Il ‘giro d’affari’ stimato era di 30 milioni annui trasformando, attraverso documenti, il gasolio agricolo in quello per autotrazione. “Parte dal deposito come gasolio agricolo e modifica la sua natura nei depositi commerciali – esemplifica – il carburante per autotrazione quando esce dal deposito commerciale, viene coperto da altra documentazione e finisce alle pompe bianche. Appena qualche giorno fa abbiamo parlato di come clan camorristici e ‘ndrangheta si siano dedicati al commercio dei carburanti, quello in cui hanno impiegato i loro profitti, un reinvestimento dei ricavi di provenienza delittuosa. L’operazione di oggi è di grandissima importanza”.

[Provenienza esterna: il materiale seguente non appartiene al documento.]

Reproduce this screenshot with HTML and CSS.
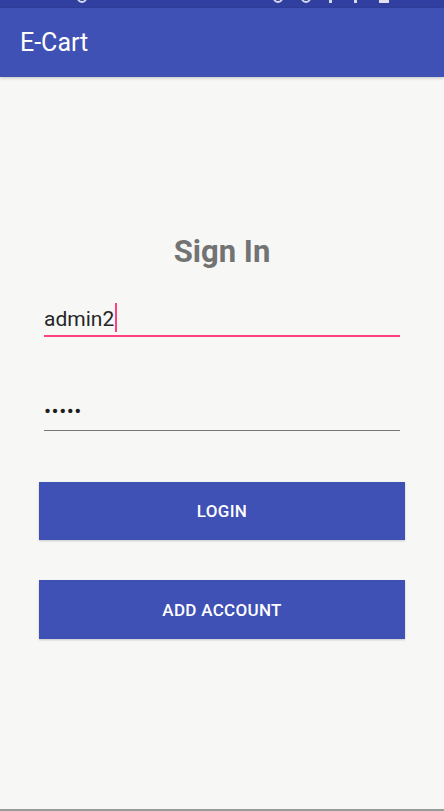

L’intervento del procuratore di Lecce, Leonardo Leone De Castris

“La criminalità tradizionale inizialmente si è orientata su estorsioni, traffico di stupefacenti e negli anni ’90 nel contrabbando di sigarette, che è stato per loro un polmone finanziario. Poi c’è stata una evoluzione, e si sono spostati nel traffico dei carburanti. Questa inchiesta svela la capacità di gruppi mafiosi nel riciclare il denaro. Siamo arrivati al sequestro di 10 aziende. L’indagine è stata portata avanti attraverso intercettazioni ambientali e telematiche e un attento esame dei documenti. Voglio sottolineare che la capacità e la trasparenza di quest’organo di polizia giudiziaria come la Guardia di Finanza, si è manifestata anche nella capacita’ di guardarsi dentro. Perché ciascuna amministrazione ha al suo interno le ‘mele marce’, ma quando si dà la dimostrazione di sapersi guardare dentro, è sempre un messaggio positivo”, ha spiegato il procuratore di Lecce, Leonardo Leone De Castris.

L’indagine e i retroscena

Una “vera e propria miniera di oro nero” sull’asse Campania-Puglia, con “rilevantissimi profitti” per i clan – quello dei casalesi e quello dei tarantini – che hanno raggiunto i 30 milioni all’anno. In 14 mesi di inchiesta Carabinieri e Guardia di Finanza hanno scoperto che “ingentissime quantità di carburante per uso agricolo”, che gode di agevolazioni fiscali particolari, venivano vendute “a soggetti che poi lo immettevano nel normale mercato per autotrazione, assai spesso utilizzando le cosiddette pompe bianche”. Tutto era preparato con accortezza: persino in caso di controlli ad un’autobotte l’autista azionava una pompa che erogava un colorante che “allineava il prodotto ai documenti esibiti”. Durante le indagini, gli investigatori hanno utilizzato “captatori informatici, dispositivi gps e microfoni ambientali”: è stato scoperto, secondo le Dda di Potenza e Lecce, un “pactum sceleris” fra una società di commercio di prodotti petroliferi e il clan dei Casalesi per creare un “avamposto” del gruppo mafioso nel Vallo di Diano, in Campania.

È un aspetto dell’inchiesta, quest’ultimo, che ha portato al sequestro di varie aziende che operano nel settore petrolifero, denaro contante, autocisterne, immobili e beni degli indagati per un valore totale di circa 50 milioni di euro. Uno degli imprenditori coinvolti, resosi conto che aveva perso il controllo della sua società, “ormai di fatto in mano” a un clan campano, ha rischiato di scatenare “una vera e propria guerra” (era stato assoldato un killer per uccidere il capo del clan, progetto poi abbandonato), evitata soltanto perché era “mutuo interesse” non provocare “eccessivi allarmi sulle attività illecite portate avanti, estremamente lucrose per entrambi le parti”. Durante l’inchiesta è stato scoperto anche un carabiniere “infedele” (riceveva taniche di gasolio che poi rivendeva in cambio di informazioni ai clan), che nel 2019 è stato trasferito dalla Campania a un incarico “non operativo”.